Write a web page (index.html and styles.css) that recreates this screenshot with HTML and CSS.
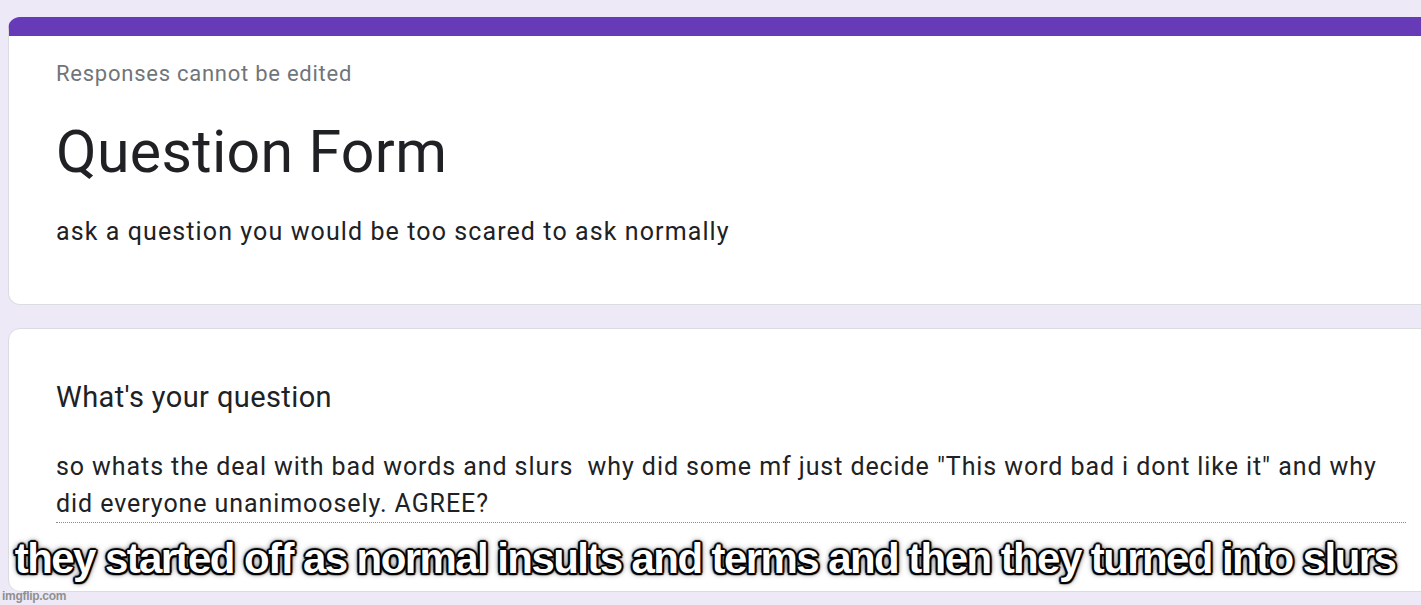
FILE: index.html
```html
<!DOCTYPE html>
<html>
<head>
<meta charset="utf-8">
<link rel="stylesheet" href="styles.css">
</head>
<body>
<div class="page">
  <section class="card header-card">
    <p class="note">Responses cannot be edited</p>
    <h1 class="title">Question Form</h1>
    <p class="desc">ask a question you would be too scared to ask normally</p>
  </section>
  <section class="card question-card">
    <h2 class="q-title">What's your question</h2>
    <div class="answer">so whats the deal with bad words and slurs&nbsp; why did some mf just decide "This word bad i dont like it" and why<br>did everyone unanimoosely. AGREE?</div>
  </section>
</div>
<div class="caption">they started off as normal insults and terms and then they turned into slurs</div>
<div class="watermark">imgflip.com</div>
</body>
</html>
```

FILE: styles.css
```css
html, body {
  margin: 0;
  padding: 0;
}
body {
  width: 1421px;
  height: 605px;
  overflow: hidden;
  background: #ede9f7;
  font-family: Roboto, "Liberation Sans", Arial, sans-serif;
  color: #202124;
  position: relative;
}
.page {
  padding: 17px 0 0 8px;
  display: flex;
  flex-direction: column;
  gap: 23px;
}
.card {
  width: 1460px;
  background: #fff;
  border: 1px solid #dadce0;
  border-radius: 12px;
  box-sizing: border-box;
}
.header-card {
  border-top: 19px solid #673ab7;
  padding: 24px 0 55px 47px;
  height: 288px;
}
.note {
  margin: 0;
  font-size: 22px;
  line-height: 28px;
  letter-spacing: 0.75px;
  color: #70757a;
}
.title {
  margin: 32px 0 0;
  font-weight: 400;
  font-size: 59px;
  line-height: 64px;
  letter-spacing: 0.35px;
}
.desc {
  margin: 32px 0 0;
  font-size: 25px;
  line-height: 32px;
  letter-spacing: 1.1px;
}
.question-card {
  height: 264px;
  padding: 50px 0 0 47px;
}
.q-title {
  margin: 0;
  font-weight: 400;
  font-size: 29px;
  line-height: 36px;
  letter-spacing: 0.4px;
}
.answer {
  margin-top: 33px;
  width: 1350px;
  font-size: 25px;
  line-height: 37px;
  letter-spacing: 0.92px;
  white-space: nowrap;
  border-bottom: 1px dotted #8a8a8a;
}
.caption {
  position: absolute;
  left: 0;
  width: 1410px;
  top: 535px;
  text-align: center;
  font-family: "Liberation Sans", Arial, sans-serif;
  font-weight: 700;
  font-size: 42px;
  line-height: 48px;
  letter-spacing: -1.58px;
  color: #fff;
  text-shadow: 2px 0 1px #000, -2px 0 1px #000, 0 2px 1px #000, 0 -2px 1px #000, 1.5px 1.5px 1px #000, -1.5px -1.5px 1px #000, 1.5px -1.5px 1px #000, -1.5px 1.5px 1px #000, 0 0 6px #000;
}
.watermark {
  position: absolute;
  left: 2px;
  top: 589px;
  font-family: "Liberation Sans", Arial, sans-serif;
  font-weight: 700;
  font-size: 12px;
  letter-spacing: -0.3px;
  color: #909090;
}
```
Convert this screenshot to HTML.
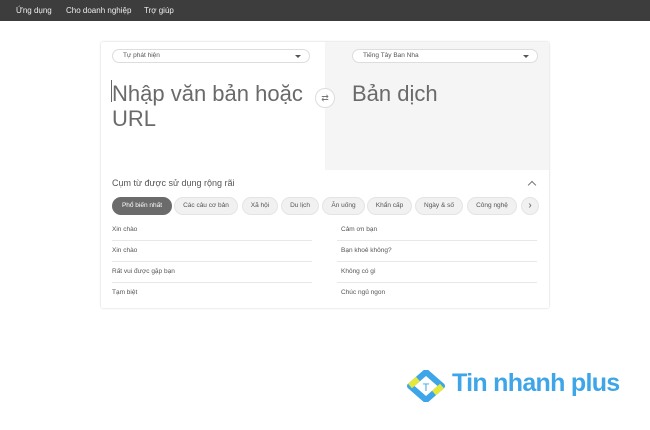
<html><head><style>
body{margin:0;width:650px;height:430px;background:#fff;font-family:"Liberation Sans",sans-serif;position:relative;overflow:hidden}
.nav{position:absolute;left:0;top:0;width:650px;height:21px;background:#3d3d3d;color:#eee;font-size:8px}
.nav span{position:absolute;top:6px}
.card{position:absolute;left:101px;top:42px;width:448px;height:266px;background:#fff;box-shadow:0 0 2px rgba(0,0,0,.2);border-radius:2px}
.right{position:absolute;left:224px;top:0;width:224px;height:128px;background:#f5f5f5}
.sel{position:absolute;top:7px;height:12px;border:1px solid #ddd;border-radius:8px;background:#fff;font-size:6.5px;color:#555;line-height:12px;padding-left:10px;box-sizing:content-box}
.sel:after{content:"";position:absolute;right:8px;top:5px;border:3px solid transparent;border-top:3px solid #555}
.big{position:absolute;font-size:22px;color:#6a6a6a;line-height:25px}
.sw{position:absolute;left:214px;top:46px;width:18px;height:18px;border-radius:50%;background:#fff;border:1px solid #ddd;font-size:9px;color:#777;text-align:center;line-height:18px}
.chip{position:absolute;top:155px;height:16px;border:1px solid #e4e4e4;border-radius:9px;background:#f1f1f1;font-size:6.5px;color:#555;line-height:16px;text-align:center}
.it{position:absolute;font-size:6.5px;color:#555}
.ln{position:absolute;height:1px;background:#e8e8e8}
</style></head><body>
<div class="nav"><span style="left:16px">Ứng dụng</span><span style="left:66px">Cho doanh nghiệp</span><span style="left:144px">Trợ giúp</span></div>
<div class="card">
<div class="right"></div>
<div class="sel" style="left:11px;width:186px">Tự phát hiện</div>
<div class="sel" style="left:251px;width:174px">Tiếng Tây Ban Nha</div>
<div style="position:absolute;left:10px;top:38px;width:1px;height:22px;background:#666"></div>
<div class="big" style="left:11px;top:39px">Nhập văn bản hoặc<br>URL</div>
<div class="big" style="left:251px;top:39px">Bản dịch</div>
<div class="sw">⇄</div>
<div style="position:absolute;left:11px;top:136px;font-size:9px;color:#555">Cụm từ được sử dụng rộng rãi</div>
<div style="position:absolute;left:428px;top:140px;width:5px;height:5px;border-left:1px solid #777;border-top:1px solid #777;transform:rotate(45deg)"></div>
<div class="chip" style="left:11px;width:58px;background:#6b6b6b;color:#fff;border-color:#6b6b6b">Phổ biến nhất</div>
<div class="chip" style="left:73px;width:62px">Các câu cơ bản</div>
<div class="chip" style="left:141px;width:34px">Xã hội</div>
<div class="chip" style="left:180px;width:36px">Du lịch</div>
<div class="chip" style="left:221px;width:41px">Ăn uống</div>
<div class="chip" style="left:266px;width:43px">Khẩn cấp</div>
<div class="chip" style="left:314px;width:46px">Ngày &amp; số</div>
<div class="chip" style="left:366px;width:48px">Công nghệ</div>
<div class="chip" style="left:420px;width:16px;font-size:10px">›</div>
<div class="it" style="left:11px;top:184px">Xin chào</div><div class="it" style="left:240px;top:184px">Cảm ơn bạn</div>
<div class="it" style="left:11px;top:205px">Xin chào</div><div class="it" style="left:240px;top:205px">Bạn khoẻ không?</div>
<div class="it" style="left:11px;top:226px">Rất vui được gặp bạn</div><div class="it" style="left:240px;top:226px">Không có gì</div>
<div class="it" style="left:11px;top:247px">Tạm biệt</div><div class="it" style="left:240px;top:247px">Chúc ngủ ngon</div>
<div class="ln" style="left:11px;top:198px;width:200px"></div><div class="ln" style="left:236px;top:198px;width:200px"></div>
<div class="ln" style="left:11px;top:219px;width:200px"></div><div class="ln" style="left:236px;top:219px;width:200px"></div>
<div class="ln" style="left:11px;top:240px;width:200px"></div><div class="ln" style="left:236px;top:240px;width:200px"></div>
</div>
<svg style="position:absolute;left:406px;top:370px" width="40" height="32" viewBox="0 0 40 32">
<path d="M20 2 L36 16 L20 30 L4 16 Z" fill="none" stroke="#3da5e8" stroke-width="6" stroke-linejoin="round"/>
<path d="M4 16 L12 9 M28 23 L36 16" stroke="#e3e83a" stroke-width="6"/>
<text x="20" y="21" font-size="11" fill="#3da5e8" text-anchor="middle" font-family="Liberation Sans">T</text>
</svg>
<div style="position:absolute;left:452px;top:369px;font-size:25px;font-weight:bold;color:#3da5e8;letter-spacing:-0.7px">Tin nhanh plus</div>
</body></html>
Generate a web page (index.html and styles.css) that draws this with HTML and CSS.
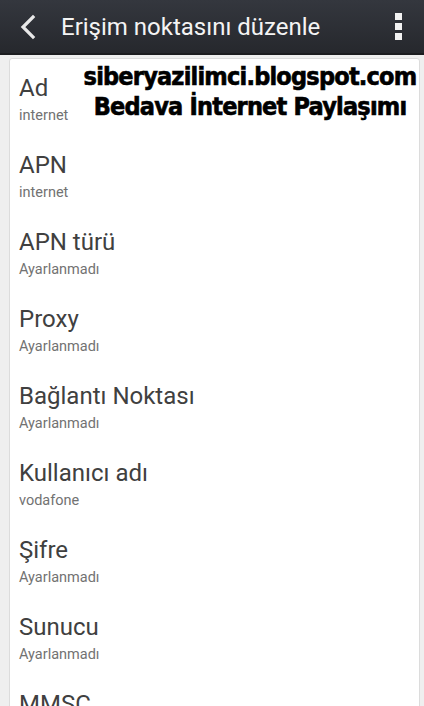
FILE: index.html
```html
<!DOCTYPE html>
<html lang="tr">
<head>
<meta charset="utf-8">
<link rel="stylesheet" href="styles.css">
</head>
<body>
<header class="bar">
  <svg class="back" width="20" height="26" viewBox="0 0 20 26"><path d="M15 3 L5 13 L15 23" fill="none" stroke="#e8e8e8" stroke-width="3.2" stroke-linecap="square"/></svg>
  <h1 class="title">Erişim noktasını düzenle</h1>
  <div class="menu"><span></span><span></span><span></span></div>
</header>
<main class="page">
  <section class="card">
    <div class="row"><div class="t">Ad</div><div class="s">internet</div></div>
    <div class="row"><div class="t">APN</div><div class="s">internet</div></div>
    <div class="row"><div class="t">APN türü</div><div class="s">Ayarlanmadı</div></div>
    <div class="row"><div class="t">Proxy</div><div class="s">Ayarlanmadı</div></div>
    <div class="row"><div class="t">Bağlantı Noktası</div><div class="s">Ayarlanmadı</div></div>
    <div class="row"><div class="t">Kullanıcı adı</div><div class="s">vodafone</div></div>
    <div class="row"><div class="t">Şifre</div><div class="s">Ayarlanmadı</div></div>
    <div class="row"><div class="t">Sunucu</div><div class="s">Ayarlanmadı</div></div>
    <div class="row"><div class="t">MMSC</div></div>
  </section>
  <div class="watermark">
    <div>siberyazilimci.blogspot.com</div>
    <div>Bedava İnternet Paylaşımı</div>
  </div>
</main>
</body>
</html>
```
FILE: styles.css
```css
html, body { margin: 0; padding: 0; }
body {
  width: 424px;
  height: 706px;
  overflow: hidden;
  background: #efefef;
  font-family: Roboto, "Noto Sans", sans-serif;
}
.bar {
  height: 55px;
  background: linear-gradient(#34373e, #26282d);
  border-bottom: 2px solid #1c1d20;
  display: flex;
  align-items: center;
  box-sizing: border-box;
  padding: 0 0 0 18px;
}
.back { flex: none; margin-top: 1px; }
.title {
  margin: 0 0 0 23px;
  font-weight: 400;
  font-size: 24px;
  color: #f4f4f4;
  flex: 1;
}
.menu {
  display: flex;
  flex-direction: column;
  gap: 3px;
  margin-right: 22px;
}
.menu span { width: 7px; height: 7px; background: #f2f2f2; display: block; }
.page { position: relative; padding: 3px 4px 0 9px; height: 651px; overflow: hidden; }
.card {
  background: #fff;
  border: 1px solid #dcdcdc;
  border-radius: 3px 3px 0 0;
  min-height: 100%;
  box-sizing: border-box;
}
.row { padding: 15px 10px 11px 9px; height: 77px; box-sizing: border-box; }
.t { font-size: 24px; line-height: 28px; color: #404040; }
.s { font-size: 14.5px; line-height: 18px; color: #727272; margin-top: 5px; }
.watermark {
  position: absolute;
  top: 7px;
  left: 80px;
  width: 340px;
  text-align: center;
  font-family: "DejaVu Sans Condensed", "DejaVu Sans", sans-serif;
  font-weight: bold;
  font-stretch: condensed;
  font-size: 25px;
  line-height: 30px;
  color: #000;
  letter-spacing: -0.8px;
  -webkit-text-stroke: 0.6px #000;
}
```
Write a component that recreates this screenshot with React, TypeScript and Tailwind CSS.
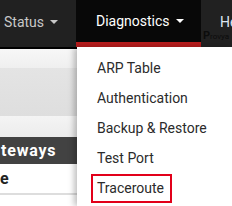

▬▬▬▬▬▬▬▬▬▬

> Written task:
Copy each line in the data that holds the word "page".

> Response for this exercise:
Write a web page (index.html and styles.css) that recreates this screenshot with HTML and CSS.
<div class="page">
.page {
Generate a web page (index.html and styles.css) that draws this with HTML and CSS.
<main class="page">
.page { position: relative; padding: 3px 4px 0 9px; height: 651px; overflow: hidden; }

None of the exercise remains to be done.